In an H bridge, devices don't conduct for 100% of the time, so already you have a distinction between peak and continuous ratings.
Or just buy more than you need, and sacrifice a few by testing in your application to destruction (use more power until it breaks, then back off a bit) in the name of knowledge.
Registered Member #1232
Joined: Wed Jan 16 2008, 10:53PM
Location: Doon tha Toon!
Posts: 881
For a complete sinewave (with positive and negative half-cycles present) the RMS value is equal to 0.707 times the peak value. Note that it doesn't matter whether both half-cycles are different polarity (i.e. positive and negative) or if the waveform is rectified and they are of the same polarity. For a complete sinewave the RMS value is equal to the peak value devided by sqrt(2).
If you chop off one of the half-cycles, then the RMS current of this "half-wave rectified" sinewave is equal to 0.5 times the peak value. By cutting out one of the half-cycles you reduce the RMS value by another 1/sqrt(2)

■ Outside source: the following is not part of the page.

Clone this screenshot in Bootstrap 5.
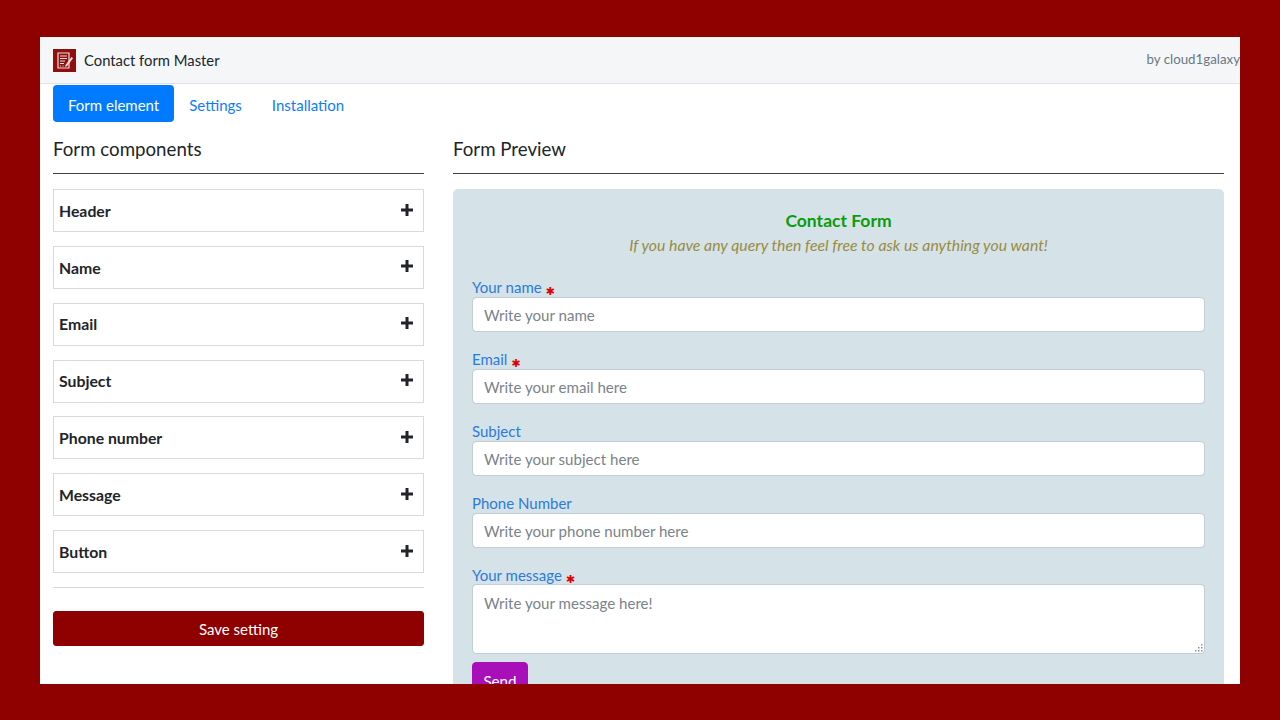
<!DOCTYPE html>
<html lang="en">
<head>
  <meta charset="UTF-8" />
  <meta name="viewport" content="width=device-width, initial-scale=1.0"/>
  <title>Contact form Master</title>
  <link href="https://cdn.jsdelivr.net/npm/bootstrap@5.3.0/dist/css/bootstrap.min.css" rel="stylesheet" />
  <style>
    html, body {
      height: 720px;
      overflow: hidden;
    }
    body {
      background-color: #8f0000;
      padding: 37px 40px 36px;
      font-family: "Lato", "Noto Sans", "Liberation Sans", sans-serif;
      font-size: 16px;
      color: #212529;
    }
    .app-frame {
      background-color: #fff;
      height: 647px;
      overflow: hidden;
    }
    .app-header {
      height: 47px;
      padding: 0 0 0 13px;
      background-color: #f4f6f8;
      border-bottom: 1px solid #dfe3e8;
    }
    .app-title {
      font-size: 14.8px;
    }
    .app-by {
      font-size: 13.3px;
      color: #6b7785;
    }
    .tab-row {
      margin: 1px 13px 0;
    }
    .tab-row .nav-link {
      height: 37px;
      padding: 0 15px;
      line-height: 40px;
      font-size: 15px;
      color: #0d7cff;
      border-radius: 4px;
    }
    .tab-row .nav-link.active {
      background-color: #007bff;
      color: #fff;
    }
    .work-area {
      padding: 0 16px 0 13px;
      gap: 29px;
    }
    .left-col {
      width: 371px;
      flex: none;
    }
    .right-col {
      flex: 1;
    }
    .col-title {
      font-size: 18.7px;
      font-weight: 400;
      line-height: 28px;
      margin: 13px 0 10px;
    }
    .col-rule {
      margin: 0 0 15px;
      border-top: 1px solid #000;
      opacity: .75;
    }
    .comp-item {
      height: 43px;
      margin-bottom: 13.85px;
      padding: 0 10px 0 5px;
      border: 1px solid #d9d9d9;
      font-weight: 700;
      font-size: 15.8px;
    }
    .comp-plus {
      width: 12px;
      height: 12px;
      margin-top: -2px;
    }
    .soft-rule {
      margin: 0 0 23px;
      border-top: 1px solid #d8d8d8;
      opacity: 1;
    }
    .save-btn {
      height: 35px;
      padding: 2px 0 0;
      background-color: #8f0000;
      border-color: #8f0000;
      color: #fff;
      font-size: 15px;
      border-radius: 3px;
    }
    .preview-panel {
      padding: 20px 19px 30px;
      background-color: #d5e2e7;
      border-radius: 5px 5px 0 0;
    }
    .preview-title {
      font-size: 17.5px;
      font-weight: 700;
      color: #0a9c0a;
      line-height: 24px;
      margin: 0;
    }
    .preview-sub {
      font-size: 15.8px;
      font-style: italic;
      color: #998c43;
      line-height: 24px;
      margin: 0 0 19px;
    }
    .field-label {
      display: block;
      height: 21px;
      margin: 0;
      line-height: 22px;
      font-size: 15px;
      color: #2b7bdc;
    }
    .label-tight {
      height: 20px;
    }
    .req-mark {
      color: #e10000;
      font-family: "DejaVu Sans", sans-serif;
      font-size: 11px;
      vertical-align: -2px;
    }
    .field-input {
      height: 35px;
      margin-bottom: 16px;
      padding: 0 11px;
      font-size: 15.1px;
      border-radius: 4px;
      border-color: #c2ced6;
    }
    .field-input::placeholder,
    .field-area::placeholder {
      color: #7b838a;
    }
    .area-wrap {
      margin-bottom: 8px;
    }
    textarea.field-area {
      height: 70px;
      min-height: 70px;
      padding: 7px 11px;
      font-size: 15.1px;
      border-radius: 4px;
      border-color: #c2ced6;
      resize: none;
    }
    .area-grip {
      position: absolute;
      right: 2px;
      bottom: 2px;
      width: 9px;
      height: 9px;
    }
    .send-btn {
      height: 38px;
      width: 56px;
      padding: 0;
      background-color: #a90fb8;
      border-color: #a90fb8;
      color: #fff;
      font-size: 15.2px;
      border-radius: 4px;
    }
  </style>
</head>
<body>
  <div class="app-frame">

    <!-- Header -->
    <div class="app-header d-flex align-items-center justify-content-between">
      <div class="d-flex align-items-center gap-2">
        <svg width="23" height="23" viewBox="0 0 23 23">
          <rect width="23" height="23" fill="#8f0f0f"/>
          <path d="M5 4h11v15H5z" fill="none" stroke="#f3dada" stroke-width="1.2"/>
          <path d="M7 7h7M7 9.500h7M7 12h5M7 14.500h4" stroke="#f3dada" stroke-width="1.200"/>
          <path d="M7 17h1M9.500 17h1" stroke="#f3dada" stroke-width="1"/>
          <path d="M12.500 16l6-8 1.500 1.200-6 8-2 .6z" fill="#f3dada"/>
        </svg>
        <span class="app-title">Contact form Master</span>
      </div>
      <span class="app-by">by cloud1galaxy</span>
    </div>

    <!-- Tabs -->
    <ul class="nav nav-pills tab-row">
      <li class="nav-item"><a class="nav-link active" href="#">Form element</a></li>
      <li class="nav-item"><a class="nav-link" href="#">Settings</a></li>
      <li class="nav-item"><a class="nav-link" href="#">Installation</a></li>
    </ul>

    <div class="work-area d-flex">

      <!-- Form components -->
      <div class="left-col">
        <h5 class="col-title">Form components</h5>
        <hr class="col-rule">
        <div id="comp-list"></div>
        <hr class="soft-rule">
        <button class="btn save-btn w-100" type="button">Save setting</button>
      </div>

      <!-- Form preview -->
      <div class="right-col">
        <h5 class="col-title">Form Preview</h5>
        <hr class="col-rule">
        <div class="preview-panel">
          <h5 class="preview-title text-center">Contact Form</h5>
          <p class="preview-sub text-center">If you have any query then feel free to ask us anything you want!</p>
          <form>
            <label class="field-label">Your name <span class="req-mark">&#10033;</span></label>
            <input type="text" class="form-control field-input" placeholder="Write your name">
            <label class="field-label">Email <span class="req-mark">&#10033;</span></label>
            <input type="text" class="form-control field-input" placeholder="Write your email here">
            <label class="field-label">Subject</label>
            <input type="text" class="form-control field-input" placeholder="Write your subject here">
            <label class="field-label">Phone Number</label>
            <input type="text" class="form-control field-input" placeholder="Write your phone number here">
            <label class="field-label label-tight">Your message <span class="req-mark">&#10033;</span></label>
            <div class="area-wrap position-relative">
              <textarea class="form-control field-area" placeholder="Write your message here!"></textarea>
              <svg class="area-grip" viewBox="0 0 9 9" fill="#8d9499">
                <rect x="7" y="1" width="1.500" height="1.500"/>
                <rect x="7" y="4" width="1.500" height="1.500"/><rect x="4" y="4" width="1.500" height="1.500"/>
                <rect x="7" y="7" width="1.500" height="1.500"/><rect x="4" y="7" width="1.500" height="1.500"/><rect x="1" y="7" width="1.500" height="1.500"/>
              </svg>
            </div>
            <button class="btn send-btn" type="button">Send</button>
          </form>
        </div>
      </div>
    </div>
  </div>

  <script>
    const components = ['Header', 'Name', 'Email', 'Subject', 'Phone number', 'Message', 'Button'];
    document.getElementById('comp-list').innerHTML = components.map(name => `
      <div class="comp-item d-flex align-items-center justify-content-between">
        <span>${name}</span>
        <svg class="comp-plus" viewBox="0 0 12 12"><path d="M6 0v12M0 6h12" stroke="#212529" stroke-width="3"/></svg>
      </div>`).join('');
  </script>
  <script src="https://cdn.jsdelivr.net/npm/bootstrap@5.3.0/dist/js/bootstrap.bundle.min.js"></script>
</body>
</html>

So a 50A rated MOSFET would theoretically be able to carry single half-cycles of a 100A peak sinewave! (Assuming of course that you can keep the die temperature low enough that it's current handling ability doesn't need to be derated, and there are no other losses like switching losses or avalanche losses!)
It is virtually impossible to run a device right at its ratings though! This is because heatsinking requirements become un-manageable, and the slightest bit of foreign material between the device backplate and heatsink will impair thermal conductivity. As Dr Slack said, you would put a very healthy safety margin on the device's current rating or parallel up several MOSFETs to trade off cost against reliability in a commercial application.